= WHAT YOU HAVE TO DO =
Transcribe the full listing exactly, and drop every picture.

= SUPPLIED INFORMATION =
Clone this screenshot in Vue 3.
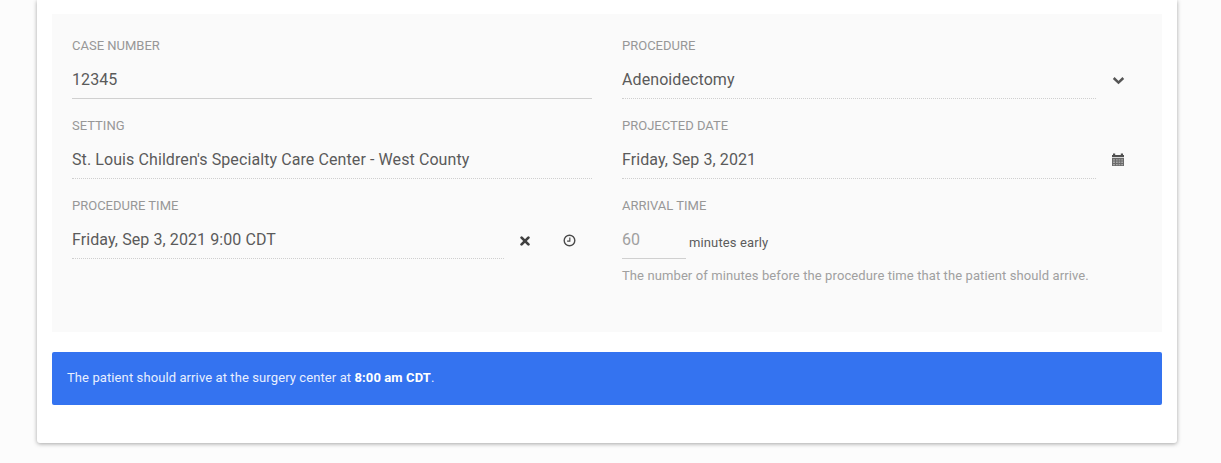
<script setup>
const hint = 'The number of minutes before the procedure time that the patient should arrive.'
</script>

<template>
  <div class="page">
    <div class="card">
      <div class="panel">
        <div class="col">
          <div class="field">
            <label>CASE NUMBER</label>
            <div class="value solid">12345</div>
          </div>
          <div class="field">
            <label>SETTING</label>
            <div class="value">St. Louis Children's Specialty Care Center - West County</div>
          </div>
          <div class="field">
            <label>PROCEDURE TIME</label>
            <div class="with-icons">
              <div class="value grow">Friday, Sep 3, 2021 9:00 CDT</div>
              <span class="icon-slot">
                <svg width="10" height="10" viewBox="0 0 10 10"><path d="M1.6 1.6 8.4 8.4M8.4 1.6 1.6 8.4" stroke="#404040" stroke-width="2.7" stroke-linecap="round" fill="none" /></svg>
              </span>
              <span class="icon-slot">
                <svg width="13" height="13" viewBox="0 0 12 12"><circle cx="6" cy="6" r="4.9" stroke="#4a4a4a" stroke-width="1.3" fill="none" /><path d="M6.3 3.2V6.5H3.8" stroke="#4a4a4a" stroke-width="1.1" fill="none" /></svg>
              </span>
            </div>
          </div>
        </div>
        <div class="col">
          <div class="field">
            <label>PROCEDURE</label>
            <div class="with-icon">
              <div class="value grow">Adenoidectomy</div>
              <span class="side-icon chevron">
                <svg width="13" height="9" viewBox="0 0 13 9"><path d="M1.7 2 6.5 6.6 11.3 2" stroke="#555" stroke-width="2.5" fill="none" /></svg>
              </span>
            </div>
          </div>
          <div class="field">
            <label>PROJECTED DATE</label>
            <div class="with-icon">
              <div class="value grow">Friday, Sep 3, 2021</div>
              <span class="side-icon">
                <svg width="12" height="13" viewBox="0 0 12 13">
                  <path d="M0 2h12v2.2H0z" fill="#505050" />
                  <path d="M1 .6h2.2V2H1zM8.8.6H11V2H8.8z" fill="#505050" />
                  <path d="M0 5h12v8H0z" fill="#6a6a6a" />
                  <path d="M1 6.2h2v1.4H1zM4 6.2h1.7v1.4H4zM6.6 6.2h1.7v1.4H6.6zM9.2 6.2H11v1.4H9.2zM1 8.6h2V10H1zM4 8.6h1.7V10H4zM6.6 8.6h1.7V10H6.6zM9.2 8.6H11V10H9.2zM1 11h2v1.2H1zM4 11h1.7v1.2H4zM6.6 11h1.7v1.2H6.6zM9.2 11H11v1.2H9.2z" fill="#a6a6a6" />
                </svg>
              </span>
            </div>
          </div>
          <div class="field">
            <label>ARRIVAL TIME</label>
            <div class="arrival">
              <div class="value solid minutes">60</div>
              <span class="unit">minutes early</span>
            </div>
            <p class="hint">{{ hint }}</p>
          </div>
        </div>
      </div>
      <div class="alert">The patient should arrive at the surgery center at <strong>8:00 am CDT</strong>.</div>
    </div>
  </div>
</template>

<style scoped>
.page { background:#fcfcfc; height:463px; overflow:hidden; padding:0 44px 0 37px; box-sizing:border-box; font-family:Roboto, "Liberation Sans", sans-serif; }
.card { background:#fff; height:443px; box-sizing:border-box; padding:14px 15px 0; border-radius:0 0 3px 3px; box-shadow:0 1px 4px rgba(0,0,0,0.35); }
.panel { background:#fafafa; height:318px; box-sizing:border-box; padding:20px; display:grid; grid-template-columns:520px 520px; column-gap:30px; }
.field { height:80px; }
label { display:block; font-size:13px; line-height:14px; height:14px; padding-top:5px; color:#979797; }
.value { font-size:16px; line-height:20px; height:46px; box-sizing:border-box; padding-top:17px; color:#5a5a5a; border-bottom:1px dotted #cfcfcf; letter-spacing:0.09px; }
.value.solid { border-bottom:1px solid #d0d0d0; }
.with-icon, .with-icons, .arrival { display:flex; align-items:flex-start; }
.grow { flex:1; min-width:0; }
.side-icon { width:46px; height:46px; display:flex; align-items:center; justify-content:center; padding:6px 2px 0 0; box-sizing:border-box; }
.side-icon.chevron { padding-top:8px; }
.icon-slot { width:44px; height:46px; display:flex; align-items:center; justify-content:center; padding:9px 2px 0 0; box-sizing:border-box; }
.with-icons .grow { flex:none; width:432px; }
.minutes { width:64px; color:#a0a0a0; }
.unit { font-size:13px; line-height:16px; color:#5c5c5c; margin:22px 0 0 3px; letter-spacing:0.12px; }
.hint { margin:9px 0 0; font-size:13px; line-height:16px; color:#a0a0a0; letter-spacing:0.1px; white-space:nowrap; }
.alert { margin-top:20px; height:53px; box-sizing:border-box; padding:18px 15px 0; background:#3473f0; border-radius:2px; color:#e8efff; font-size:13px; line-height:16px; letter-spacing:0.1px; }
.alert strong { color:#fff; font-weight:700; }
</style>

<style>
html, body { background:#fcfcfc; }
</style>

= SOLUTION FOR THIS EXERCISE =
Clone this screenshot in Vue 3.
<script setup>
const hint = 'The number of minutes before the procedure time that the patient should arrive.'
</script>

<template>
  <div class="page">
    <div class="card">
      <div class="panel">
        <div class="col">
          <div class="field">
            <label>CASE NUMBER</label>
            <div class="value solid">12345</div>
          </div>
          <div class="field">
            <label>SETTING</label>
            <div class="value">St. Louis Children's Specialty Care Center - West County</div>
          </div>
          <div class="field">
            <label>PROCEDURE TIME</label>
            <div class="with-icons">
              <div class="value grow">Friday, Sep 3, 2021 9:00 CDT</div>
              <span class="icon-slot">
                <svg width="10" height="10" viewBox="0 0 10 10"><path d="M1.6 1.6 8.4 8.4M8.4 1.6 1.6 8.4" stroke="#404040" stroke-width="2.7" stroke-linecap="round" fill="none" /></svg>
              </span>
              <span class="icon-slot">
                <svg width="13" height="13" viewBox="0 0 12 12"><circle cx="6" cy="6" r="4.9" stroke="#4a4a4a" stroke-width="1.3" fill="none" /><path d="M6.3 3.2V6.5H3.8" stroke="#4a4a4a" stroke-width="1.1" fill="none" /></svg>
              </span>
            </div>
          </div>
        </div>
        <div class="col">
          <div class="field">
            <label>PROCEDURE</label>
            <div class="with-icon">
              <div class="value grow">Adenoidectomy</div>
              <span class="side-icon chevron">
                <svg width="13" height="9" viewBox="0 0 13 9"><path d="M1.7 2 6.5 6.6 11.3 2" stroke="#555" stroke-width="2.5" fill="none" /></svg>
              </span>
            </div>
          </div>
          <div class="field">
            <label>PROJECTED DATE</label>
            <div class="with-icon">
              <div class="value grow">Friday, Sep 3, 2021</div>
              <span class="side-icon">
                <svg width="12" height="13" viewBox="0 0 12 13">
                  <path d="M0 2h12v2.2H0z" fill="#505050" />
                  <path d="M1 .6h2.2V2H1zM8.8.6H11V2H8.8z" fill="#505050" />
                  <path d="M0 5h12v8H0z" fill="#6a6a6a" />
                  <path d="M1 6.2h2v1.4H1zM4 6.2h1.7v1.4H4zM6.6 6.2h1.7v1.4H6.6zM9.2 6.2H11v1.4H9.2zM1 8.6h2V10H1zM4 8.6h1.7V10H4zM6.6 8.6h1.7V10H6.6zM9.2 8.6H11V10H9.2zM1 11h2v1.2H1zM4 11h1.7v1.2H4zM6.6 11h1.7v1.2H6.6zM9.2 11H11v1.2H9.2z" fill="#a6a6a6" />
                </svg>
              </span>
            </div>
          </div>
          <div class="field">
            <label>ARRIVAL TIME</label>
            <div class="arrival">
              <div class="value solid minutes">60</div>
              <span class="unit">minutes early</span>
            </div>
            <p class="hint">{{ hint }}</p>
          </div>
        </div>
      </div>
      <div class="alert">The patient should arrive at the surgery center at <strong>8:00 am CDT</strong>.</div>
    </div>
  </div>
</template>

<style scoped>
.page { background:#fcfcfc; height:463px; overflow:hidden; padding:0 44px 0 37px; box-sizing:border-box; font-family:Roboto, "Liberation Sans", sans-serif; }
.card { background:#fff; height:443px; box-sizing:border-box; padding:14px 15px 0; border-radius:0 0 3px 3px; box-shadow:0 1px 4px rgba(0,0,0,0.35); }
.panel { background:#fafafa; height:318px; box-sizing:border-box; padding:20px; display:grid; grid-template-columns:520px 520px; column-gap:30px; }
.field { height:80px; }
label { display:block; font-size:13px; line-height:14px; height:14px; padding-top:5px; color:#979797; }
.value { font-size:16px; line-height:20px; height:46px; box-sizing:border-box; padding-top:17px; color:#5a5a5a; border-bottom:1px dotted #cfcfcf; letter-spacing:0.09px; }
.value.solid { border-bottom:1px solid #d0d0d0; }
.with-icon, .with-icons, .arrival { display:flex; align-items:flex-start; }
.grow { flex:1; min-width:0; }
.side-icon { width:46px; height:46px; display:flex; align-items:center; justify-content:center; padding:6px 2px 0 0; box-sizing:border-box; }
.side-icon.chevron { padding-top:8px; }
.icon-slot { width:44px; height:46px; display:flex; align-items:center; justify-content:center; padding:9px 2px 0 0; box-sizing:border-box; }
.with-icons .grow { flex:none; width:432px; }
.minutes { width:64px; color:#a0a0a0; }
.unit { font-size:13px; line-height:16px; color:#5c5c5c; margin:22px 0 0 3px; letter-spacing:0.12px; }
.hint { margin:9px 0 0; font-size:13px; line-height:16px; color:#a0a0a0; letter-spacing:0.1px; white-space:nowrap; }
.alert { margin-top:20px; height:53px; box-sizing:border-box; padding:18px 15px 0; background:#3473f0; border-radius:2px; color:#e8efff; font-size:13px; line-height:16px; letter-spacing:0.1px; }
.alert strong { color:#fff; font-weight:700; }
</style>

<style>
html, body { background:#fcfcfc; }
</style>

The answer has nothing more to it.